The repeating patterns of nature can be found everywhere. Seasons show us renew and decay. So, too, the soil and the universes within. Animals. Trees. Forests and plains. Respiration. Exhalation. Birth and death. Just like the crumbling systems of commerce and control that have reached their end, we, in one lifetime, die and renew again. In just one physical life, how many times are we born anew, into a new world, and then live through the death of that time only to be asked to participate in yet another iteration that unfolds before us? The birth and death of form. It’s the constant “ask” of our Creator. Evolve. Witness. Participate.
I don’t know the woman that I am being called to be. I’m not supposed to. She will come how she will come. I just see the inches on the path before my feet and I walk. I walk with faith over fear. I walk with humility. I walk knowing that nothing is guaranteed, that there will be missteps and fumbles. I don’t control the outcome, only my reaction to what is. I walk with surrender. “Surrender”, that’s a big word for the times we’re in. Surrender is not passive, like I once thought. It’s a powerful, participatory verb. It calls forth the courage to conquer the ego. To surrender is to face the truth of what is, wholly and without shielding. It is the key to mute ego so that we may hear the Divine. It is connection to Source.
Ohhh, that ego, master and commander of all, or so it thinks. Ego at centre stage, assured of its utility by its sheer force of determination and volume. Meanwhile, humility sits in the corner quietly, patiently offering peace and a deeper love in our lives should we ever choose to take its hand. Humility and surrender do not mean we are neutralized, they are there as guides, helping us to put forth the best of ourselves. They teach us to live in alignment with goodness, striving and working hard in service to the big things and then trusting in the outcome that comes. Ego, in contrast, hones in on that outcome and chases it like a greyhound on a racing track. Blind to the scenery, all other possibilities that pop up along the way, just a blur. Unaware of all the other dogs running beside him that, should he stop, should they stop, they could actually just play together. No, it’s one way, faster, harder, stronger. No room for anything else. All of the mystery, the moments of wonder, the very stuff of living, ignored and unseen. That poor little greyhound; out of his cage, chase the bunny, into his cage. Again and again. Forever chasing what feels good. Never getting anywhere. Recipe for a meaningless life.

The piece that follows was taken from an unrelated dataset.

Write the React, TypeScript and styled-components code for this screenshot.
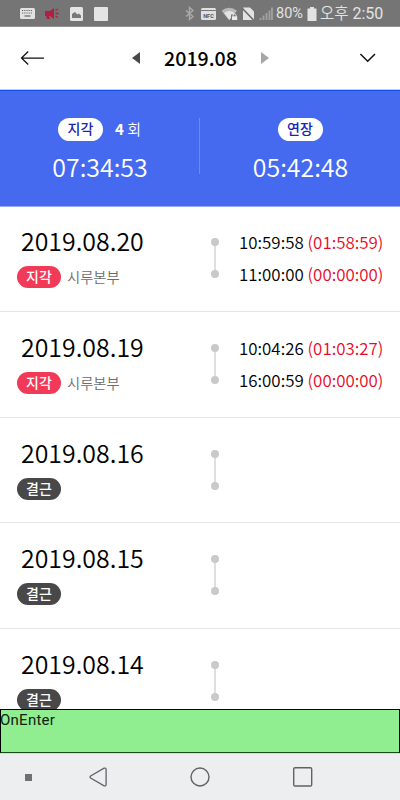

The mother that I am now is paired back, rendered and refined. “Love”, I tell myself. I pray to my God, “Let me be the very expression of love.” There are no small, soft bodies against my legs. No hopeful eyes looking up at me, asking for this or that. No chairs pulled up alongside me at the kitchen counter, asking to help. No little teeth marks in my butter. That mommy, like all the iterations of who I have been, sits, collected inside of me. All of them there, all of the Taras, all of the versions of her beloved people, young and old, big and small. They sit together, gathered around a warm, glowing bonfire of memories, grabbing moments from the flames and throwing them into my awareness at random. Gifts of light and warmth suddenly in my consciousness. Ty on my shoulders, picking plums from a tree and dripping the juices in my hair. Ella pretending to be a kitten for weeks at a time and the mommy that would pet her nose while she purred. Tying Mila’s tiny little hockey skates, whispering words of encouragement to my little warrior heading into battle while she giggled in delight. “More, mommy, more.”
You are safe. You are safe. You are safe.
You are loved. You are loved. You are loved.
1 - 2 - 3. Always three.
I am here. Always, I am here. And in here we are all.
Love is here and love is now and love lives on.